## Exercise
Lift out all lines below that contain "styles".

## Material
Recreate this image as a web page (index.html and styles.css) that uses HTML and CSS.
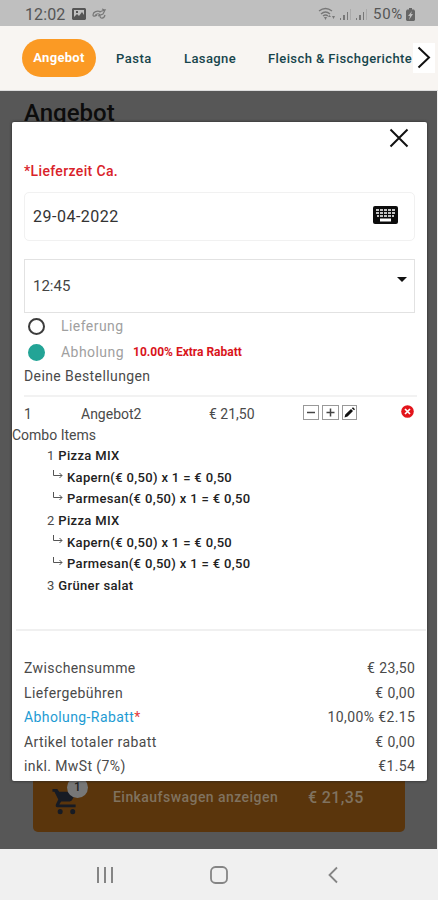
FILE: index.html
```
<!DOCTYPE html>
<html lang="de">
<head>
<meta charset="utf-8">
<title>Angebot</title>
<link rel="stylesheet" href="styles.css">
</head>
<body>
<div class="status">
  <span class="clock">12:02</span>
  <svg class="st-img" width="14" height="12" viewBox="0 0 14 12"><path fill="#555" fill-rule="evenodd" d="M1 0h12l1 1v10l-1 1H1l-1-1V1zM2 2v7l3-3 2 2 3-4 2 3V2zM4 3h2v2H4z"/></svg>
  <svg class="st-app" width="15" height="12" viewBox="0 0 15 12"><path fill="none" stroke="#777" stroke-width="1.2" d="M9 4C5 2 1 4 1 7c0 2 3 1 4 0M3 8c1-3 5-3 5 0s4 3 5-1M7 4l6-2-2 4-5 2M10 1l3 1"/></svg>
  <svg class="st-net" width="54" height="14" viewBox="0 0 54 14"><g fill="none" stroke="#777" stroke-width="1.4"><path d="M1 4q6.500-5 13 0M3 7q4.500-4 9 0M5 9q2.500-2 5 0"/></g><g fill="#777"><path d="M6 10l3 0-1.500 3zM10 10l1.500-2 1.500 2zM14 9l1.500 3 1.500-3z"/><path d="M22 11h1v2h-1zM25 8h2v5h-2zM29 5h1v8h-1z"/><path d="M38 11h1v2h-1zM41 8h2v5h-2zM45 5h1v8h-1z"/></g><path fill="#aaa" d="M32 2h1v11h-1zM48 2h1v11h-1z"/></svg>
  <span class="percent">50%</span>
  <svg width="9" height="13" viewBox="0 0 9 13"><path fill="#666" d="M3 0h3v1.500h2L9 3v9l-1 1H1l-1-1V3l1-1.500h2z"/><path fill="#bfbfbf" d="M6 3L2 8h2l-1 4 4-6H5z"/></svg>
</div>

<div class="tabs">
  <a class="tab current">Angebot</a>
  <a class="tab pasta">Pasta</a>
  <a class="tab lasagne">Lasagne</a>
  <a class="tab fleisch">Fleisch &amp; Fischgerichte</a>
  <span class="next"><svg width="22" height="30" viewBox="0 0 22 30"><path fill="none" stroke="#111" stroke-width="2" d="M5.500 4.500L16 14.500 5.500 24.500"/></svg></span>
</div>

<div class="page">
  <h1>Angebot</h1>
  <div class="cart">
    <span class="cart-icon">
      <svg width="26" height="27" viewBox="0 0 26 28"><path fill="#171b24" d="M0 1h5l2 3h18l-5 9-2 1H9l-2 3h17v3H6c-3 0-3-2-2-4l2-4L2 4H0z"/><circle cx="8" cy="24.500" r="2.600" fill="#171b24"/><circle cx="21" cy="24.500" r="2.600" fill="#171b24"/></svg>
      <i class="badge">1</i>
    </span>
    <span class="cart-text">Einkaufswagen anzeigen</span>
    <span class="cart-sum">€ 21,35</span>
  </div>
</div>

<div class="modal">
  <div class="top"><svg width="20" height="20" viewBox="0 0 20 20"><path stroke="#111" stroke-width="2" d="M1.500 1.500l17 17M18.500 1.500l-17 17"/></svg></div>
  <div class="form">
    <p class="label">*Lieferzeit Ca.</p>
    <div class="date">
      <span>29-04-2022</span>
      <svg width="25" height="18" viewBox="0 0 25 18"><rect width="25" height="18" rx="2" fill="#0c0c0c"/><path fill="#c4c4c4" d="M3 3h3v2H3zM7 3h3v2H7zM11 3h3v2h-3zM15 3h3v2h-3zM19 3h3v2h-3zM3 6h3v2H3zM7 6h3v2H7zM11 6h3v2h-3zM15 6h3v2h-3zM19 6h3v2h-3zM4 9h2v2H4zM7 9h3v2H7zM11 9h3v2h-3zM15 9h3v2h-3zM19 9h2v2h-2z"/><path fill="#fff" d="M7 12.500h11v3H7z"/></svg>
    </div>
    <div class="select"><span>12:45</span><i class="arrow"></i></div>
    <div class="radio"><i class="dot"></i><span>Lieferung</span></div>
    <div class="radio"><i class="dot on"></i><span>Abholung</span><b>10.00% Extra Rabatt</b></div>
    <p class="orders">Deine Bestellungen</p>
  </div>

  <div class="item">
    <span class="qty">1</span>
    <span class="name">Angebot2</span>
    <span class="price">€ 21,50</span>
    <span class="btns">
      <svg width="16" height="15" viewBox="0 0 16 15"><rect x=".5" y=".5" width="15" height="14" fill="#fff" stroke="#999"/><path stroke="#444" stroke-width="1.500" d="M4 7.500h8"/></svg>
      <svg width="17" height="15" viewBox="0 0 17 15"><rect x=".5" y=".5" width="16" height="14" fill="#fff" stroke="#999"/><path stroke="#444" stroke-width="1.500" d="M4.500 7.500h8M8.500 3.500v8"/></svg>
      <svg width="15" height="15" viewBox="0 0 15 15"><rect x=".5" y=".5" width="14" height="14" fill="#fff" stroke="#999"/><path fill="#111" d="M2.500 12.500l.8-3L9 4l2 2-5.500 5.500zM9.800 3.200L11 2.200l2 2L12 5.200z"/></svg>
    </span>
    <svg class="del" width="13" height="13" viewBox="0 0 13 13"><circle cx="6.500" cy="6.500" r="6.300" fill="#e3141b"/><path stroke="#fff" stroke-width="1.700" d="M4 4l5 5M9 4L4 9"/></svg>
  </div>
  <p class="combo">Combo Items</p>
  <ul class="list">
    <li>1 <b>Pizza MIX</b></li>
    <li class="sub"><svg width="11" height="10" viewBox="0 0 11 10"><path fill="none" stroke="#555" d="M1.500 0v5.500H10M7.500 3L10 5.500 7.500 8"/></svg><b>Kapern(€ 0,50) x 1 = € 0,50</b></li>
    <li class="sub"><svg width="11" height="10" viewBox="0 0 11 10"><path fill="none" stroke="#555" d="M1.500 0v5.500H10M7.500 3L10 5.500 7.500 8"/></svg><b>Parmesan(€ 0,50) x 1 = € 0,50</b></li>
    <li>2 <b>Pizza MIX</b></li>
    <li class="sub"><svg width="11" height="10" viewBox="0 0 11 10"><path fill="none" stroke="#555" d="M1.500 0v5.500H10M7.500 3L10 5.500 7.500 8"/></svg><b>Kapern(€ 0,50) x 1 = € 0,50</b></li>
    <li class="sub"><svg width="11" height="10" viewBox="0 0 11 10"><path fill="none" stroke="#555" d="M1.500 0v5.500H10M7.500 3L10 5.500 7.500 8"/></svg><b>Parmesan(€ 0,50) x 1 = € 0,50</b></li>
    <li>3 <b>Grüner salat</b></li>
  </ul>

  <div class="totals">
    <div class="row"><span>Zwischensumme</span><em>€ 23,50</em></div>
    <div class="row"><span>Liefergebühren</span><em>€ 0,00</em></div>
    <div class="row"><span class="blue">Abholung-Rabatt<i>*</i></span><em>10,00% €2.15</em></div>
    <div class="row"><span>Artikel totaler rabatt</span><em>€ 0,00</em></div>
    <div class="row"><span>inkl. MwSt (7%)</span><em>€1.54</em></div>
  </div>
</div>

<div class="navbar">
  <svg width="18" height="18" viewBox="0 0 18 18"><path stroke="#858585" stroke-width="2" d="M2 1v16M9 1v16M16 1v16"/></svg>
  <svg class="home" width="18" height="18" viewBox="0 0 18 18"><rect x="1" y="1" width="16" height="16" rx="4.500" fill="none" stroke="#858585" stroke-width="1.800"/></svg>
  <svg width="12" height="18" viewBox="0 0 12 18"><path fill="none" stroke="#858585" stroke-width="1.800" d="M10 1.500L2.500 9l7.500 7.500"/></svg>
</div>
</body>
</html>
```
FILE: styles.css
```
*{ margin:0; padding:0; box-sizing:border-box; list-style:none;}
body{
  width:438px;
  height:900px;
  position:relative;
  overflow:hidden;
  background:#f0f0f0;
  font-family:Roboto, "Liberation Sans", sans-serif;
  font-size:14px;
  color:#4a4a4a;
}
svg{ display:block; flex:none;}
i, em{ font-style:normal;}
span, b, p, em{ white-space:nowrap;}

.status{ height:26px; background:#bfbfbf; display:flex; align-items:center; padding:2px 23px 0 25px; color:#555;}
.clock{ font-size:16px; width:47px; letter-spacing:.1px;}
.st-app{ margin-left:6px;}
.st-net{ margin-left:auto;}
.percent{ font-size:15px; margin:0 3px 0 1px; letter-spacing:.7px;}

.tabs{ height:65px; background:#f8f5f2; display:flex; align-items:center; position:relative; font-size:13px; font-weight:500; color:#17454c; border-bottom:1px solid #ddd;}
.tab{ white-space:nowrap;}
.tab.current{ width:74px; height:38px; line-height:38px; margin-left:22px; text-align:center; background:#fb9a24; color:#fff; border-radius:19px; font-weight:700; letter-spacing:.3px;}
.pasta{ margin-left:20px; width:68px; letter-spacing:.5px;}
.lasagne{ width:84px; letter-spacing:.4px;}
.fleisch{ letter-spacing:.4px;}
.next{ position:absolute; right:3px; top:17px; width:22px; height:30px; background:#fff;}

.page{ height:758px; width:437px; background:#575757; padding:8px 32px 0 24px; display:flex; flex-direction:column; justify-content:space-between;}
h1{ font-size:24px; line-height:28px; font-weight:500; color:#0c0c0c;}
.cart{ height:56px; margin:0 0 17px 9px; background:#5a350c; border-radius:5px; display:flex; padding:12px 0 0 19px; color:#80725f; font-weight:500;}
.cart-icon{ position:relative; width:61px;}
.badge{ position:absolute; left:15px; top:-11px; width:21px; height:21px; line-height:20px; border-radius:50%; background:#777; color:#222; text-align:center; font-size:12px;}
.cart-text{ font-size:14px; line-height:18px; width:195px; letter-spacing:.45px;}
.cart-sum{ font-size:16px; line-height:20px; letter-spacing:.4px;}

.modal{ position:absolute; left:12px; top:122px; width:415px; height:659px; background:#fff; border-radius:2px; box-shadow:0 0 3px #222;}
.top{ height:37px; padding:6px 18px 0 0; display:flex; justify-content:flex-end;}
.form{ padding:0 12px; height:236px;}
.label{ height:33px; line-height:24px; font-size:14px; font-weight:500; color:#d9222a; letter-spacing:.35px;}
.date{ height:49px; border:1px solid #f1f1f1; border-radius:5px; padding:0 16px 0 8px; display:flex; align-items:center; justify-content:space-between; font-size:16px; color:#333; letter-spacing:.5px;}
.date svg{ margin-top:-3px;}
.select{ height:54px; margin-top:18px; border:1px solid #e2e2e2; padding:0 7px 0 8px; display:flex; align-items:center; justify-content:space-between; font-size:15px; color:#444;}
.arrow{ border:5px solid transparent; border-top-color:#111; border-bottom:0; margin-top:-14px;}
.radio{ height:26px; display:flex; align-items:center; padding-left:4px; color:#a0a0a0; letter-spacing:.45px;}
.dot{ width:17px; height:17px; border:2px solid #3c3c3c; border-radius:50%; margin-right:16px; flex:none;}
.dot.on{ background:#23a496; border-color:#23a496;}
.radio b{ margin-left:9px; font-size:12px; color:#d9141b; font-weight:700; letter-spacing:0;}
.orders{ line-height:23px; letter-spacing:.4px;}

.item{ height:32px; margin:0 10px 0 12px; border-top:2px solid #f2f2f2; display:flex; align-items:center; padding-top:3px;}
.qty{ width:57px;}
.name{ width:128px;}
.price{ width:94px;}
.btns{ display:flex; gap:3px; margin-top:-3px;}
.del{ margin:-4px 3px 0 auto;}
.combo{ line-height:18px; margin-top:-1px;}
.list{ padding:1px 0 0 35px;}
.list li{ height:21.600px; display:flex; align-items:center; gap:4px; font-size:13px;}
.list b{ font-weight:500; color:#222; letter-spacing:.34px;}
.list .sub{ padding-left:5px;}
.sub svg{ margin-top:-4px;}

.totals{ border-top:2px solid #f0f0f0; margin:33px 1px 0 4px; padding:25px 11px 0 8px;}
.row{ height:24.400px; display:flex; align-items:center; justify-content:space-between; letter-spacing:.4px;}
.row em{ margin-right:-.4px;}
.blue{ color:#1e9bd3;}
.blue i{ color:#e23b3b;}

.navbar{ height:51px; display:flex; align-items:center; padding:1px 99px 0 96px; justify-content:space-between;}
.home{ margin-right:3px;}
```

## Final answer
Recreate this image as a web page (index.html and styles.css) that uses HTML and CSS.
<link rel="stylesheet" href="styles.css">
FILE: styles.css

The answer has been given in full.